= Hein Kötz =

German jurist

Hein Kötz (born 14 November 1935) is a German jurist, former Director of the Max-Planck-Institute for foreign and international private law (MPI-PRIV), the Bucerius Law School and Vice President of the Deutsche Forschungsgemeinschaft (DFG).

==Biography==
Kötz was born in Schneidemühl (Posen-West Prussia) (today Piła, Poland) and received his doctorate at the University of Hamburg in 1962. In 1963 he received his Master of Comparative Law at the University of Michigan and habilitated 1970 in Hamburg. Kötz worked as a Professor at the University of Konstanz in 1971–78 and as a judge at the Oberlandesgericht Karlsruhe in 1975–78.

In 1978 he moved to Hamburg, where he became the Director of the Max-Planck-Institute for foreign and international private law (Max-Planck-Institut für ausländisches und internationales Privatrecht), a position he held until the year 2000. He became a Professor at the University of Hamburg (1981–1998) and was a member of the advisory board of the Gesellschaft für Rechtsvergleichung (1973–2001) and member of the Wissenschaftsrat (1986–1984).

Kötz was the Vice President of the Deutsche Forschungsgemeinschaft in 1986–89, head of the humane discipline section of the Max-Planck-Gesellschaft (MPG) in 1988–1991 and member of the law of obligations commission at the German Federal Department of Justice in 1986–1991.

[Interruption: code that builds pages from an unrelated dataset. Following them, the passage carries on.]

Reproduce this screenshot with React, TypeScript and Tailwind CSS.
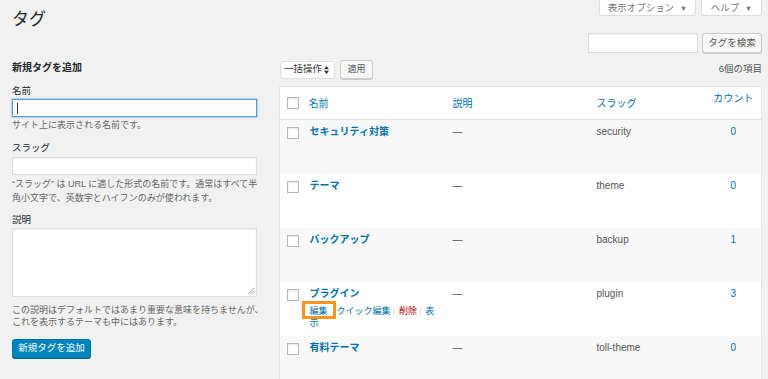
import React from "react";

const tags = [
  { name: "セキュリティ対策", slug: "security", count: 0 },
  { name: "テーマ", slug: "theme", count: 0 },
  { name: "バックアップ", slug: "backup", count: 1 },
  { name: "プラグイン", slug: "plugin", count: 3, actions: true },
  { name: "有料テーマ", slug: "toll-theme", count: 0 },
];

function Check() {
  return (
    <span className="block w-[12px] h-[12px] bg-white border border-[#b4b9be] shadow-[inset_0_1px_2px_rgba(0,0,0,0.1)]" />
  );
}

function SortArrows() {
  return (
    <svg width="5" height="8" viewBox="0 0 5 8" className="ml-[2px]">
      <path d="M0 3.3 L2.5 0 L5 3.3 Z M0 4.7 L2.5 8 L5 4.7 Z" fill="#333" />
    </svg>
  );
}

export default function App() {
  return (
    <div className="w-full h-[379px] overflow-hidden bg-[#f1f1f1] pl-[12px] pr-[6px] font-[family-name:'Liberation_Sans','Noto_Sans_CJK_JP',sans-serif] text-[#444]">
      {/* top bar */}
      <div className="flex justify-between h-[33px]">
        <h1 className="pt-[10px] text-[17px] leading-[20px] font-normal text-[#23282d]">
          タグ
        </h1>
        <div className="flex gap-[5px] items-start">
          <button className="w-[97px] h-[16px] bg-white border border-t-0 border-[#ddd] rounded-b-[3px] text-[9.5px] leading-[15px] text-[#72777c]">
            表示オプション <span className="text-[7.5px] ml-[3px]">▼</span>
          </button>
          <button className="w-[61px] h-[16px] bg-white border border-t-0 border-[#ddd] rounded-b-[3px] text-[9.5px] leading-[15px] text-[#72777c]">
            ヘルプ <span className="text-[7.5px] ml-[3px]">▼</span>
          </button>
        </div>
      </div>

      {/* search */}
      <div className="flex justify-end gap-[4px] h-[20px]">
        <div className="w-[110px] h-[20px] bg-white border border-[#ddd] shadow-[inset_0_1px_2px_rgba(0,0,0,0.07)]" />
        <button className="w-[60px] h-[20px] bg-[#f7f7f7] border border-[#ccc] rounded-[3px] shadow-[0_1px_0_#ccc] text-[9.5px] text-[#555]">
          タグを検索
        </button>
      </div>

      <div className="flex mt-[7px]">
        {/* left column */}
        <div className="w-[245px] shrink-0">
          <h2 className="text-[10px] leading-[16px] font-bold text-[#23282d]">新規タグを追加</h2>
          <div className="mt-[8px] text-[9.5px] leading-[14px] text-[#23282d]">名前</div>
          <div className="mt-[1px] h-[18px] bg-white border border-[#5b9dd9] shadow-[0_0_2px_rgba(30,140,190,0.8)] flex items-center pl-[4px]">
            <span className="block w-px h-[11px] bg-[#333]" />
          </div>
          <p className="mt-[2px] text-[9px] leading-[12px] text-[#666]">サイト上に表示される名前です。</p>

          <div className="mt-[10px] text-[9.5px] leading-[14px] text-[#23282d]">スラッグ</div>
          <div className="mt-[2px] h-[18px] bg-white border border-[#ddd] shadow-[inset_0_1px_2px_rgba(0,0,0,0.07)]" />
          <p className="mt-[2px] text-[9px] leading-[14px] text-[#666] whitespace-nowrap">
            “スラッグ” は URL に適した形式の名前です。通常はすべて半
            <br />
            角小文字で、英数字とハイフンのみが使われます。
          </p>

          <div className="mt-[8px] text-[9.5px] leading-[14px] text-[#23282d]">説明</div>
          <div className="relative mt-[1px] h-[69px] bg-white border border-[#ddd] shadow-[inset_0_1px_2px_rgba(0,0,0,0.07)]">
            <svg width="6" height="6" viewBox="0 0 6 6" className="absolute right-[2px] bottom-[2px]">
              <path d="M6 0 L0 6 M6 3 L3 6" stroke="#999" strokeWidth="0.8" />
            </svg>
          </div>
          <p className="mt-[7px] text-[9px] leading-[12px] text-[#666] whitespace-nowrap">
            この説明はデフォルトではあまり重要な意味を持ちませんが、
            <br />
            これを表示するテーマも中にはあります。
          </p>

          <button className="mt-[11px] w-[79px] h-[19px] bg-[#0085ba] border border-[#0073aa] rounded-[3px] shadow-[0_1px_0_#006799] text-[9.5px] text-white">
            新規タグを追加
          </button>
        </div>

        {/* right column */}
        <div className="ml-[22px] flex-1">
          <div className="flex items-center justify-between h-[19px]">
            <div className="flex items-center gap-[5px] pl-[1px]">
              <div className="w-[55px] h-[18px] bg-white border border-[#ddd] rounded-[3px] flex items-center pl-[3px] text-[9.5px] text-[#32373c]">
                一括操作
                <SortArrows />
              </div>
              <button className="w-[33px] h-[19px] bg-[#f7f7f7] border border-[#ccc] rounded-[3px] shadow-[0_1px_0_#ccc] text-[9px] text-[#555]">
                適用
              </button>
            </div>
            <span className="text-[9.5px] text-[#555]">6個の項目</span>
          </div>

          <table className="mt-[7px] w-full table-fixed border-collapse bg-white border border-[#e5e5e5] shadow-[0_1px_1px_rgba(0,0,0,0.04)]">
            <colgroup>
              <col className="w-[22px]" />
              <col className="w-[144px]" />
              <col className="w-[144px]" />
              <col className="w-[120px]" />
              <col />
            </colgroup>
            <thead>
              <tr className="h-[33px] border-b border-[#e1e1e1]">
                <th className="pl-[7px] align-middle">
                  <Check />
                </th>
                <th className="pl-[7px] text-left font-normal text-[10px] text-[#0073aa] align-middle">名前</th>
                <th className="pl-[7px] text-left font-normal text-[10px] text-[#0073aa] align-middle">説明</th>
                <th className="pl-[7px] text-left font-normal text-[10px] text-[#0073aa] align-middle">スラッグ</th>
                <th className="pt-[5px] pr-[4px] text-center font-normal text-[10px] leading-[14px] text-[#0073aa] align-top">カウント</th>
              </tr>
            </thead>
            <tbody>
              {tags.map((t, i) => (
                <tr key={t.slug} className={`h-[54px] align-top ${i % 2 === 0 ? "bg-[#f9f9f9]" : "bg-white"}`}>
                  <td className="pl-[7px] pt-[7px]">
                    <Check />
                  </td>
                  <td className="pl-[8px] pr-[8px] pt-[4px]">
                    <div className="text-[10px] leading-[16px] font-bold text-[#0073aa]">{t.name}</div>
                    {t.actions && (
                      <div className="mt-[3px] text-[9px] leading-[12px] text-[#0073aa]">
                        <span className="relative">
                          編集
                          <span className="absolute -left-[8px] -right-[8px] -top-[5px] -bottom-[3px] border-[3px] border-[#f7931e]" />
                        </span>
                        <span className="ml-[9px]">クイック編集</span>
                        <span className="text-[#ddd] ml-[2px] mr-[4px]">|</span>
                        <span className="text-[#a00]">削除</span>
                        <span className="text-[#ddd] ml-[2px] mr-[4px]">|</span>
                        <span>表示</span>
                      </div>
                    )}
                  </td>
                  <td className="pl-[7px] pt-[4px] text-[10px] leading-[16px] text-[#555]">—</td>
                  <td className="pl-[7px] pt-[4px] text-[10px] leading-[16px] text-[#555]">{t.slug}</td>
                  <td className="pt-[4px] pr-[4px] text-center text-[10px] leading-[16px] text-[#0073aa]">{t.count}</td>
                </tr>
              ))}
            </tbody>
          </table>
        </div>
      </div>
    </div>
  );
}
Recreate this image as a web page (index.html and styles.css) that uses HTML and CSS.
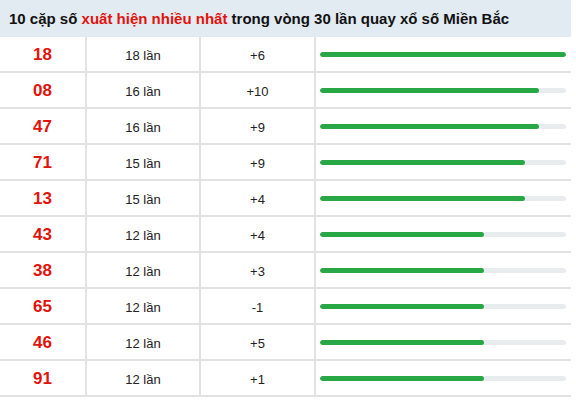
FILE: index.html
```html
<!DOCTYPE html>
<html lang="vi">
<head>
<meta charset="utf-8">
<link rel="stylesheet" href="styles.css">
</head>
<body>
<div class="board">
  <div class="head">10 cặp số <span class="hl">xuất hiện nhiều nhất</span> trong vòng 30 lần quay xổ số Miền Bắc</div>
  <div class="row"><div class="num">18</div><div class="cell">18 lần</div><div class="cell">+6</div><div class="barcell"><div class="track"><div class="fill" style="width:100%"></div></div></div></div>
  <div class="row"><div class="num">08</div><div class="cell">16 lần</div><div class="cell">+10</div><div class="barcell"><div class="track"><div class="fill" style="width:88.9%"></div></div></div></div>
  <div class="row"><div class="num">47</div><div class="cell">16 lần</div><div class="cell">+9</div><div class="barcell"><div class="track"><div class="fill" style="width:88.9%"></div></div></div></div>
  <div class="row"><div class="num">71</div><div class="cell">15 lần</div><div class="cell">+9</div><div class="barcell"><div class="track"><div class="fill" style="width:83.3%"></div></div></div></div>
  <div class="row"><div class="num">13</div><div class="cell">15 lần</div><div class="cell">+4</div><div class="barcell"><div class="track"><div class="fill" style="width:83.3%"></div></div></div></div>
  <div class="row"><div class="num">43</div><div class="cell">12 lần</div><div class="cell">+4</div><div class="barcell"><div class="track"><div class="fill" style="width:66.7%"></div></div></div></div>
  <div class="row"><div class="num">38</div><div class="cell">12 lần</div><div class="cell">+3</div><div class="barcell"><div class="track"><div class="fill" style="width:66.7%"></div></div></div></div>
  <div class="row"><div class="num">65</div><div class="cell">12 lần</div><div class="cell">-1</div><div class="barcell"><div class="track"><div class="fill" style="width:66.7%"></div></div></div></div>
  <div class="row"><div class="num">46</div><div class="cell">12 lần</div><div class="cell">+5</div><div class="barcell"><div class="track"><div class="fill" style="width:66.7%"></div></div></div></div>
  <div class="row"><div class="num">91</div><div class="cell">12 lần</div><div class="cell">+1</div><div class="barcell"><div class="track"><div class="fill" style="width:66.7%"></div></div></div></div>
</div>
</body>
</html>
```
FILE: styles.css
```css
html, body {
  margin: 0;
  padding: 0;
  background: #ffffff;
}
body {
  font-family: "Liberation Sans", Arial, sans-serif;
  color: #222;
}
.board {
  width: 571px;
}
.head {
  height: 37px;
  line-height: 37px;
  background: #e3ebf2;
  font-size: 15px;
  font-weight: bold;
  color: #111;
  padding-left: 9px;
  box-sizing: border-box;
  white-space: nowrap;
}
.hl {
  color: #e3120b;
}
.row {
  display: grid;
  grid-template-columns: 85px 114px 115px 1fr;
  height: 36px;
  border-bottom: 2px solid #e2e2e2;
  box-sizing: border-box;
}
.row > div {
  display: flex;
  align-items: center;
  justify-content: center;
  padding-top: 2px;
}
.row > div + div {
  border-left: 2px solid #e2e2e2;
}
.num {
  color: #e3120b;
  font-weight: bold;
  font-size: 17px;
}
.cell {
  font-size: 13px;
  color: #222;
}
.row > .barcell {
  justify-content: flex-start;
  padding: 0 5px 0 4px;
}
.track {
  width: 100%;
  height: 5px;
  background: #e9ecef;
  border-radius: 3px;
  overflow: hidden;
}
.fill {
  height: 100%;
  background: #28a745;
  border-radius: 3px;
}
```
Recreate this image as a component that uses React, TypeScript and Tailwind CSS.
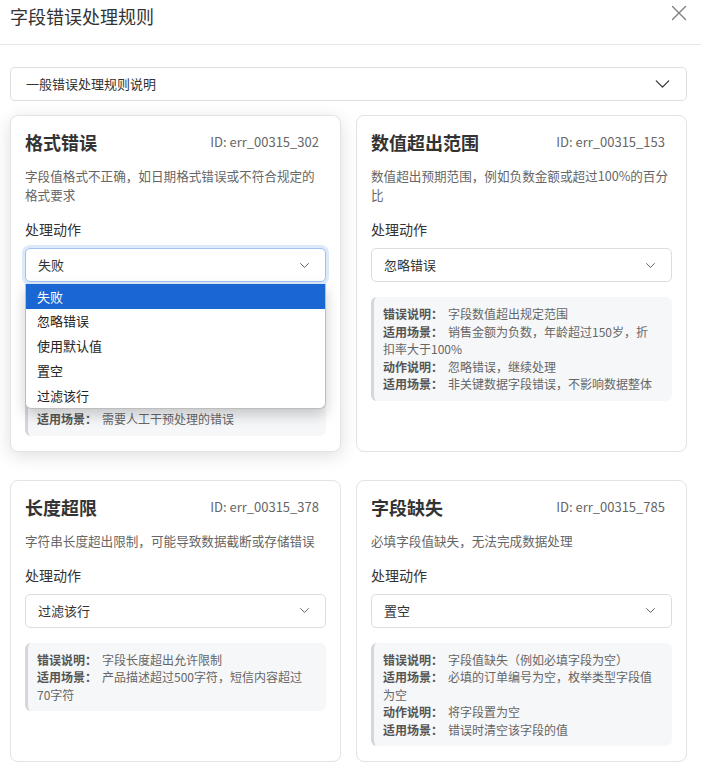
import React from "react";

type InfoLine = { label: string; text: string };

type Rule = {
  title: string;
  id: string;
  desc: string;
  action: string;
  info: InfoLine[];
  open?: boolean;
};

const rules: Rule[] = [
  {
    title: "格式错误",
    id: "ID: err_00315_302",
    desc: "字段值格式不正确，如日期格式错误或不符合规定的格式要求",
    action: "失败",
    open: true,
    info: [
      { label: "错误说明：", text: "字段值格式与规定的格式不匹配，无法正常解析该字段" },
      { label: "适用场景：", text: "日期格式为2023/13/45，手机号包含字母或特殊字符" },
      { label: "动作说明：", text: "标记该记录为失败，中止处理并记录详细错误信息" },
      { label: "适用场景：", text: "需要人工干预处理的错误" },
    ],
  },
  {
    title: "数值超出范围",
    id: "ID: err_00315_153",
    desc: "数值超出预期范围，例如负数金额或超过100%的百分比",
    action: "忽略错误",
    info: [
      { label: "错误说明：", text: "字段数值超出规定范围" },
      { label: "适用场景：", text: "销售金额为负数，年龄超过150岁，折扣率大于100%" },
      { label: "动作说明：", text: "忽略错误，继续处理" },
      { label: "适用场景：", text: "非关键数据字段错误，不影响数据整体" },
    ],
  },
  {
    title: "长度超限",
    id: "ID: err_00315_378",
    desc: "字符串长度超出限制，可能导致数据截断或存储错误",
    action: "过滤该行",
    info: [
      { label: "错误说明：", text: "字段长度超出允许限制" },
      { label: "适用场景：", text: "产品描述超过500字符，短信内容超过70字符" },
    ],
  },
  {
    title: "字段缺失",
    id: "ID: err_00315_785",
    desc: "必填字段值缺失，无法完成数据处理",
    action: "置空",
    info: [
      { label: "错误说明：", text: "字段值缺失（例如必填字段为空）" },
      { label: "适用场景：", text: "必填的订单编号为空，枚举类型字段值为空" },
      { label: "动作说明：", text: "将字段置为空" },
      { label: "适用场景：", text: "错误时清空该字段的值" },
    ],
  },
];

const options = ["失败", "忽略错误", "使用默认值", "置空", "过滤该行"];

function Chevron({ className }: { className?: string }) {
  return (
    <svg viewBox="0 0 16 9" fill="none" className={className}>
      <path d="M1 1l7 7 7-7" stroke="currentColor" strokeWidth="1.4" strokeLinecap="round" strokeLinejoin="round" />
    </svg>
  );
}

function RuleCard({ rule }: { rule: Rule }) {
  return (
    <div
      className={
        "rounded-lg border border-[#e2e3e6] bg-white px-[14px] pt-[14px] pb-[15px] " +
        (rule.open ? "relative z-10 shadow-[0_4px_18px_rgba(0,0,0,0.13)]" : "")
      }
    >
      {/* title row */}
      <div className="flex h-6 items-center justify-between pr-[7px]">
        <h3 className="text-[18px] leading-6 font-bold text-[#333]">{rule.title}</h3>
        <span className="text-[13px] leading-6 text-[#666]">{rule.id}</span>
      </div>
      <p className="mt-3 text-[12.6px] leading-[19px] text-[#666]">{rule.desc}</p>
      <div className="mt-[15px] text-[14px] leading-5 text-[#333]">处理动作</div>

      {/* select */}
      <div className="relative mt-[9px]">
        <div
          className={
            "flex h-[34px] items-center justify-between rounded-[5px] border bg-white pr-[16px] pl-[12px] text-[13px] text-[#333] " +
            (rule.open
              ? "border-[#9fc2f0] ring-[3px] ring-[#dce9fb]"
              : "border-[#dcdde0]")
          }
        >
          <span>{rule.action}</span>
          <Chevron className="h-[5px] w-[9px] text-[#333]" />
        </div>
        {rule.open && (
          <ul className="absolute top-[36px] right-0 left-0 z-20 overflow-hidden rounded-b-[6px] border border-t-0 border-[#bdbdbd] bg-white shadow-[0_6px_14px_rgba(0,0,0,0.2)]">
            {options.map((o, i) => (
              <li
                key={o}
                className={
                  "flex h-[24.8px] items-center pl-[11px] text-[13px] " +
                  (i === 0 ? "bg-[#1a66d2] text-white" : "text-[#222]")
                }
              >
                {o}
              </li>
            ))}
          </ul>
        )}
      </div>

      {/* info box */}
      <div className="mt-[15px] rounded-[6px] border-l-[3px] border-[#d3d6db] bg-[#f6f7f9] py-2 pr-4 pl-[9px] text-[12px] leading-[17.5px] text-[#666]">
        {rule.info.map((l, i) => (
          <div key={i}>
            <span className="mr-[5px] font-bold text-[#555]">{l.label}</span>
            {l.text}
          </div>
        ))}
      </div>
    </div>
  );
}

export default function App() {
  return (
    <div
      className="min-h-screen w-[701px] bg-white"
      style={{ fontFamily: '"Noto Sans CJK SC", "Noto Sans", sans-serif' }}
    >
      {/* Header */}
      <div className="flex h-[45px] items-start justify-between border-b border-[#e8e8e8] pt-1 pr-[14px] pl-[10px]">
        <h2 className="text-[18px] leading-6 text-[#333]">字段错误处理规则</h2>
        <button className="mt-[1px] text-[#808080]">
          <svg viewBox="0 0 16 16" className="h-[16px] w-[16px]" fill="none">
            <path d="M1.5 1.5l13 13M14.5 1.5l-13 13" stroke="currentColor" strokeWidth="1.4" strokeLinecap="round" />
          </svg>
        </button>
      </div>

      <div className="pt-[22px] pr-[14px] pl-[10px]">
        {/* accordion */}
        <div className="flex h-[34px] items-center justify-between rounded-[5px] border border-[#dcdde0] pr-[16px] pl-[15px]">
          <span className="text-[13px] text-[#333]">一般错误处理规则说明</span>
          <Chevron className="h-[8px] w-[15px] text-[#333]" />
        </div>

        {/* rule cards */}
        <div className="mt-[14px] grid grid-cols-2 items-stretch gap-x-[15px] gap-y-[28px]">
          {rules.map((r) => (
            <RuleCard key={r.id} rule={r} />
          ))}
        </div>
        <div className="h-4" />
      </div>
    </div>
  );
}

Since 2000 Kötz is the President of the International Association of Legal Sciences and has been the first Director of the Bucerius Law School Hamburg.

==Awards==
- On June 2, 1995 Kötz received an honorary doctorate from the Faculty of Law at Uppsala University, Sweden
- 2006: Bundesverdienstkreuz

== English language publications ==
- Rights of Third Parties. Third Party Beneficiaries and Assignment in: International Encyclopedia of Comparative Law (Vol. III, Chapter 13). J.C.B. Mohr (Paul Siebeck)/Martinus Nijhoff 1992.
- (with Norbert Horn und Hans G. Leser): German Private and Commercial Law: An Introduction. Oxford: Clarendon Press 1982. XVI.